2024-12-12 20:22:15 | 徒然

日本時間の昨日、ノーベル賞授賞式が行われた。
各部門の受賞者たちが、受賞スピーチをすることが慣例になっている。
世界でただ一つの核兵器による被害国であり、長い間「核兵器廃絶」を訴えてきた、日本被団協の受賞スピーチは万雷の拍手が送られたようだ。
Reuters: 「次の世代が運動の継承を」日本被団協、ノーベル平和賞受賞演説 「核のタブー」弱体化に危機感 

日本の報道機関のニュースサイトでは、Reutersほどの動画が無かった(あるいは、有料サイトとなっている)為、全スピーチを見ることができないのが、残念だ。
このスピーチには、広島・長崎で起きた被ばく体験の話だけではなく、現在も世界で進行している様々な紛争や戦争に対しても、言及している点がとても今日的である、という点でも大きな意味を持っていたのでは?と、感じている。

ただ被爆国・日本にとって、このノーベル平和賞の受賞は手放しで喜べるモノなのだろうか?
それを考えさせられるのが、授賞式でスピーチをした田中さんの「日本政府は、原爆犠牲者に対して補償をしてこなかった」と、2度繰り返した点だ。
焦土と化した戦後の日本において、犠牲者に対する政府としての補償など、手が回らなかった」ということもあるだろう。
被爆者に対して「被爆者手帳」の交付により、医療費などの優遇措置も、一つの「政府補償」と言えるのかもしれない。
戦後の日本において、被爆者や被爆者家族が社会的差別を受けた、という事実もあったはずだ。
何より、この時多くの親を失った子供たちの人生に何等かの補償をしてこなかった、というのもまた事実なのでは?
それを言ったら「戦争孤児全てが対象となるべきだ」という、考えも起きてくるだろう。
その事実が、今現在も世界で進行している市民を犠牲にした紛争や戦争の将来のツケともいえるのでは、ないだろうか?

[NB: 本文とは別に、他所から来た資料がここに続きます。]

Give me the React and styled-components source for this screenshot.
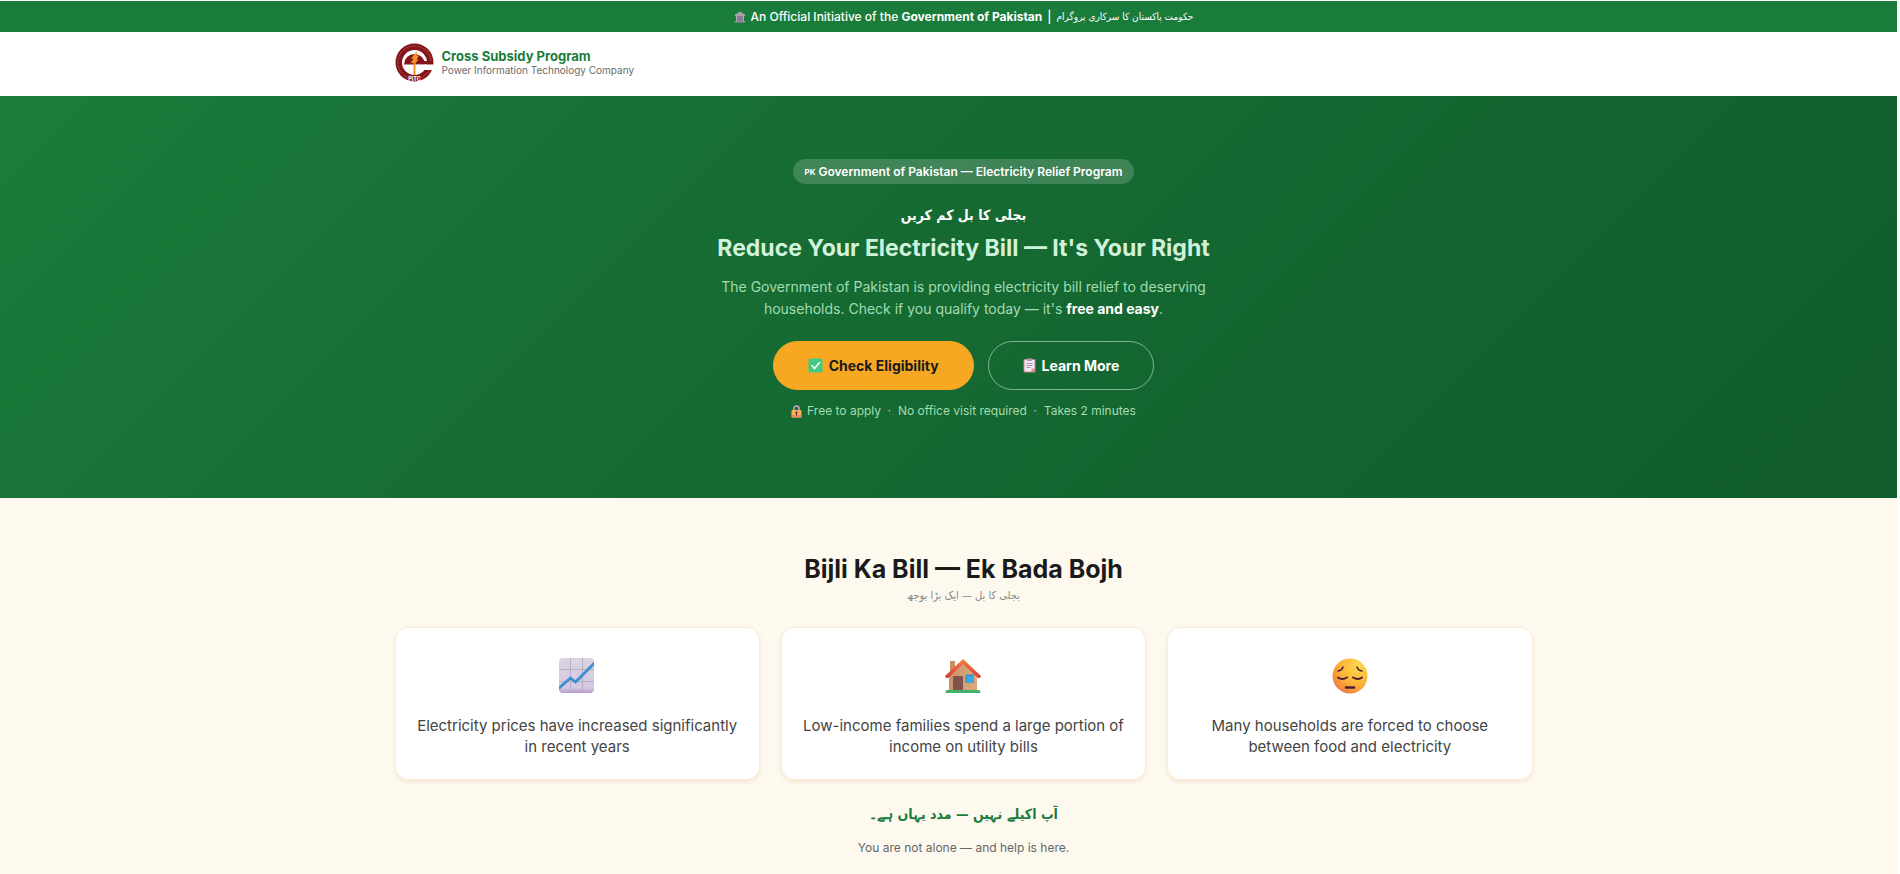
import React from "react";
import styled, { createGlobalStyle } from "styled-components";

const GlobalStyle = createGlobalStyle`
  * {
    box-sizing: border-box;
  }

  body {
    margin: 0;
    background: #ffffff;
    color: #1a1a1a;
    font-family: Inter, "Open Sans", sans-serif;
    font-size: 14px;
  }

  h1, h2, p {
    margin: 0;
  }
`;

// Layout
const Page = styled.div`
  min-height: 100vh;
  padding: 1px 3px 0 0;
  display: flex;
  flex-direction: column;
`;

const Band = styled.div`
  padding-left: 30px;
`;

const Container = styled.div`
  max-width: 1138px;
  margin: 0 auto;
`;

const Urdu = styled.p`
  font-family: "DejaVu Sans Condensed", "DejaVu Sans", sans-serif;
  font-size: ${(props) => props.$size}px;
  font-weight: ${(props) => (props.$bold ? 700 : 400)};
  line-height: ${(props) => props.$line}px;
  color: ${(props) => props.$color};
`;

// Top bar
const TopBar = styled(Band)`
  display: flex;
  align-items: center;
  justify-content: center;
  gap: 5px;
  height: 31px;
  background: #1a7c3b;
  color: #ffffff;
  font-size: 12px;
  font-weight: 500;
`;

const TopBarUrdu = styled.span`
  font-family: "DejaVu Sans Condensed", "DejaVu Sans", sans-serif;
  font-size: 10px;
  font-weight: 400;
`;

// Header
const Header = styled.header`
  padding-left: 30px;
  background: #ffffff;
`;

const Brand = styled(Container)`
  display: flex;
  align-items: center;
  gap: 8px;
  height: 64px;
  padding-bottom: 3px;
`;

const BrandName = styled.p`
  font-size: 13px;
  font-weight: 700;
  line-height: 14px;
  color: #1a7c3b;
`;

const BrandTagline = styled.p`
  font-size: 10px;
  line-height: 14px;
  color: #6b6b6b;
`;

// Hero
const Hero = styled.section`
  display: flex;
  flex-direction: column;
  align-items: center;
  padding: 63px 0 78px 30px;
  background: linear-gradient(135deg, #1a7c3b 0%, #166c33 40%, #105c2a 100%);
  text-align: center;
`;

const Badge = styled.span`
  display: flex;
  align-items: center;
  gap: 3px;
  height: 25px;
  margin-bottom: 15px;
  padding: 0 11px;
  border-radius: 13px;
  background: rgba(255, 255, 255, 0.18);
  color: #ffffff;
  font-size: 12px;
  font-weight: 600;
`;

const CountryCode = styled.small`
  font-size: 8px;
  font-weight: 700;
`;

const HeroTitle = styled.h1`
  font-size: 23px;
  font-weight: 700;
  line-height: 34px;
  color: #d1f2da;
`;

const HeroText = styled.p`
  max-width: 500px;
  margin-top: 11px;
  font-size: 14px;
  line-height: 22px;
  color: #a3dcb2;

  strong {
    color: #ffffff;
  }
`;

const Actions = styled.div`
  display: flex;
  gap: 14px;
  margin-top: 21px;
`;

const Button = styled.button`
  display: flex;
  align-items: center;
  gap: 6px;
  height: 49px;
  padding: 0 34px;
  border: 1px solid ${(props) => (props.$primary ? "#f7a823" : "#82b592")};
  border-radius: 25px;
  background: ${(props) => (props.$primary ? "#f7a823" : "transparent")};
  color: ${(props) => (props.$primary ? "#1a1a1a" : "#ffffff")};
  font-family: inherit;
  font-size: 14px;
  font-weight: 700;
  cursor: pointer;
`;

const Note = styled.p`
  display: flex;
  align-items: center;
  gap: 5px;
  margin-top: 12px;
  font-size: 12px;
  line-height: 18px;
  color: #a3dcb2;
`;

// Problem section
const Problem = styled.section`
  flex: 1;
  padding: 53px 0 16px 30px;
  background: #fef9ee;
  text-align: center;
`;

const SectionTitle = styled.h2`
  font-size: 25px;
  font-weight: 700;
  line-height: 36px;
`;

const Cards = styled.div`
  display: grid;
  grid-template-columns: repeat(3, 1fr);
  gap: 21px;
  margin: 22px 0 19px;
`;

const Card = styled.article`
  padding: 30px 20px 22px;
  border: 1px solid #fdebd5;
  border-radius: 13px;
  background: #ffffff;
  box-shadow: 0 2px 4px rgba(120, 90, 30, 0.1);
`;

const CardIcon = styled.div`
  height: 36px;
  margin-bottom: 21px;
`;

const CardText = styled.p`
  max-width: 324px;
  margin: 0 auto;
  font-size: 15px;
  line-height: 21px;
  color: #444444;
`;

const HelpText = styled.p`
  margin-top: 10px;
  font-size: 12px;
  line-height: 18px;
  color: #666666;
`;

// Icons
const Logo = () => (
  <svg width="39" height="39" viewBox="0 0 78 78" role="img" aria-label="PITC">
    <circle cx="39" cy="39" r="38" fill="#861519" />
    <circle cx="39" cy="39" r="33" fill="none" stroke="#b5716d" strokeWidth="2" strokeDasharray="2 2" />
    <circle cx="39" cy="39" r="25" fill="#ffffff" />
    <path d="M18 43a21 21 0 0 1 42 0z" fill="#861519" />
    <path d="M39 36h37v7H39z" fill="#861519" />
    <path d="M39 43h39v11H39z" fill="#ffffff" />
    <path d="M44 16L32 31h5l-6 10 6-2v25h4V40l6-7h-4l5-8h-5z" fill="#f5952c" />
    <text x="39" y="75" textAnchor="middle" fontSize="11" fontWeight="700" fill="#ffffff">
      PITC
    </text>
  </svg>
);

const BankIcon = () => (
  <svg width="12" height="12" viewBox="0 0 24 24" aria-hidden="true">
    <path d="M12 1L2 7v3h20V7z" fill="#a69fac" />
    <path d="M4 10h16v10H4z" fill="#54485e" />
    <path d="M4 10h3v10H4zM9 10h2v10H9zM13 10h2v10h-2zM17 10h3v10h-3z" fill="#b7b0bc" />
    <path d="M1 20h22v3H1z" fill="#948b9b" />
  </svg>
);

const CheckIcon = () => (
  <svg width="15" height="15" viewBox="0 0 30 30" aria-hidden="true">
    <rect x="1" y="1" width="28" height="28" rx="3" fill="#43c983" />
    <path d="M8 15l5 6 10-12" fill="none" stroke="#ffffff" strokeWidth="3" strokeLinecap="round" />
  </svg>
);

const ClipboardIcon = () => (
  <svg width="13" height="15" viewBox="0 0 26 30" aria-hidden="true">
    <rect x="1" y="2" width="24" height="27" rx="2" fill="#c98291" />
    <path d="M3 4h20v17l-6 6H3z" fill="#f1e9f7" />
    <path d="M17 27v-6h6z" fill="#f09a72" />
    <path d="M8 1h10v5H8z" fill="#a99bb7" />
    <path d="M7 11h12M7 15h12M7 19h8" stroke="#a596b4" strokeWidth="2" />
  </svg>
);

const LockIcon = () => (
  <svg width="11" height="13" viewBox="0 0 22 26" aria-hidden="true">
    <path d="M6 12V7a5 5 0 0 1 10 0v5" fill="none" stroke="#bcb0b5" strokeWidth="3" />
    <rect x="1" y="10" width="20" height="15" rx="2" fill="#fbac55" />
    <path d="M1 20h20v3a2 2 0 0 1-2 2H3a2 2 0 0 1-2-2z" fill="#f08a5a" />
    <circle cx="11" cy="15" r="2" fill="#46263b" />
    <path d="M10 15h2v6h-2z" fill="#46263b" />
  </svg>
);

const ChartIcon = () => (
  <svg width="36" height="36" viewBox="0 0 36 36" aria-hidden="true">
    <defs>
      <linearGradient id="chartPaper" x1="0" y1="0" x2="0" y2="1">
        <stop offset="0" stopColor="#d9d5df" />
        <stop offset="0.85" stopColor="#d5c8e3" />
        <stop offset="1" stopColor="#b59bcb" />
      </linearGradient>
      <clipPath id="chartClip">
        <rect width="35" height="35" rx="4" />
      </clipPath>
    </defs>
    <g clipPath="url(#chartClip)">
      <rect width="35" height="35" fill="url(#chartPaper)" />
      <path d="M11.500 0v35M23.500 0v35M0 11.500h35M0 23.500h35" stroke="#b9adc5" />
      <path d="M-1 31L11.500 20l5 4L36 4.500" fill="none" stroke="#3e8fd0" strokeWidth="2.800" />
    </g>
  </svg>
);

const HouseIcon = () => (
  <svg width="36" height="36" viewBox="0 0 36 36" aria-hidden="true">
    <defs>
      <linearGradient id="houseWall" x1="0" y1="0" x2="1" y2="0">
        <stop offset="0" stopColor="#c8926b" />
        <stop offset="1" stopColor="#dfa980" />
      </linearGradient>
      <linearGradient id="houseRoof" x1="0" y1="0" x2="0" y2="1">
        <stop offset="0" stopColor="#f5813f" />
        <stop offset="1" stopColor="#d63c38" />
      </linearGradient>
    </defs>
    <path d="M5 3h5v13H5z" fill="#c78f5e" />
    <path d="M4 18L18 5l14 13v15H4z" fill="url(#houseWall)" />
    <path d="M18 1L0 18l1 2h2L18 6l15 14h2l1-2z" fill="url(#houseRoof)" />
    <rect x="8" y="18" width="10" height="14" rx="1" fill="#80534d" />
    <rect x="21" y="17" width="8" height="8" rx="1" fill="#39a9e0" />
    <path d="M21 25V18a1 1 0 0 1 1-1h7" fill="none" stroke="#2783c2" />
    <path d="M2 32h32a2 2 0 0 1 1 3H1a2 2 0 0 1 1-3z" fill="#3fb36a" />
  </svg>
);

const PensiveIcon = () => (
  <svg width="36" height="36" viewBox="0 0 36 36" aria-hidden="true">
    <defs>
      <radialGradient id="faceSkin" cx="0.75" cy="0.2" r="0.95">
        <stop offset="0" stopColor="#ffd94f" />
        <stop offset="0.6" stopColor="#fbb036" />
        <stop offset="0.85" stopColor="#f38b3c" />
        <stop offset="1" stopColor="#e0686b" />
      </radialGradient>
    </defs>
    <circle cx="18" cy="18" r="17.500" fill="url(#faceSkin)" />
    <g fill="none" stroke="#4b2036" strokeWidth="2" strokeLinecap="round">
      <path d="M6 13q4-.5 5-4M30 13q-4-.5-5-4" strokeWidth="1.500" />
      <path d="M6 19.500q4 3 9 0M21 19.500q5 3 9 0" />
      <path d="M14 29.500h8" strokeWidth="2.500" />
    </g>
  </svg>
);

const problems = [
  { icon: <ChartIcon />, text: "Electricity prices have increased significantly in recent years" },
  { icon: <HouseIcon />, text: "Low-income families spend a large portion of income on utility bills" },
  { icon: <PensiveIcon />, text: "Many households are forced to choose between food and electricity" },
];

const App = () => {
  return (
    <Page>
      <GlobalStyle />

      <TopBar>
        <BankIcon />
        <span>
          An Official Initiative of the <strong>Government of Pakistan</strong>
        </span>
        <span>|</span>
        <TopBarUrdu lang="ur" dir="rtl">
          حکومت پاکستان کا سرکاری پروگرام
        </TopBarUrdu>
      </TopBar>

      <Header>
        <Brand>
          <Logo />
          <div>
            <BrandName>Cross Subsidy Program</BrandName>
            <BrandTagline>Power Information Technology Company</BrandTagline>
          </div>
        </Brand>
      </Header>

      <Hero>
        <Badge>
          <CountryCode>PK</CountryCode>
          Government of Pakistan — Electricity Relief Program
        </Badge>
        <Urdu lang="ur" dir="rtl" $size={14} $line={32} $color="#ffffff" $bold>
          بجلی کا بل کم کریں
        </Urdu>
        <HeroTitle>Reduce Your Electricity Bill — It's Your Right</HeroTitle>
        <HeroText>
          The Government of Pakistan is providing electricity bill relief to
          deserving households. Check if you qualify today — it's{" "}
          <strong>free and easy</strong>.
        </HeroText>
        <Actions>
          <Button type="button" $primary>
            <CheckIcon />
            Check Eligibility
          </Button>
          <Button type="button">
            <ClipboardIcon />
            Learn More
          </Button>
        </Actions>
        <Note>
          <LockIcon />
          <span>Free to apply &nbsp;·&nbsp; No office visit required &nbsp;·&nbsp; Takes 2 minutes</span>
        </Note>
      </Hero>

      <Problem>
        <Container>
          <SectionTitle>Bijli Ka Bill — Ek Bada Bojh</SectionTitle>
          <Urdu lang="ur" dir="rtl" $size={11} $line={18} $color="#888888">
            بجلی کا بل — ایک بڑا بوجھ
          </Urdu>
          <Cards>
            {problems.map((problem) => (
              <Card key={problem.text}>
                <CardIcon>{problem.icon}</CardIcon>
                <CardText>{problem.text}</CardText>
              </Card>
            ))}
          </Cards>
          <Urdu lang="ur" dir="rtl" $size={14} $line={30} $color="#1a7c3b" $bold>
            آپ اکیلے نہیں — مدد یہاں ہے۔
          </Urdu>
          <HelpText>You are not alone — and help is here.</HelpText>
        </Container>
      </Problem>
    </Page>
  );
};

export default App;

一部の大人たちの都合によって多くの市民の生活が失われ、多くの犠牲者は生活力を持たない子供たちでもある。
その子供たちの未来の補償をどうするのか?
そのような想像力が、世界の権力者たちに求められているのではないだろうか?
世界が武力による不安が高まる時だからこそ、ノーベル賞委員会は、被団協を平和賞に選出したのではないだろうか?
今一度、核兵器に頼らない人間の英知による平和的解決が、未来への補償となる、ということを真剣に考える必要があると、ノーベル平和賞を訴えかけているように思うのだ。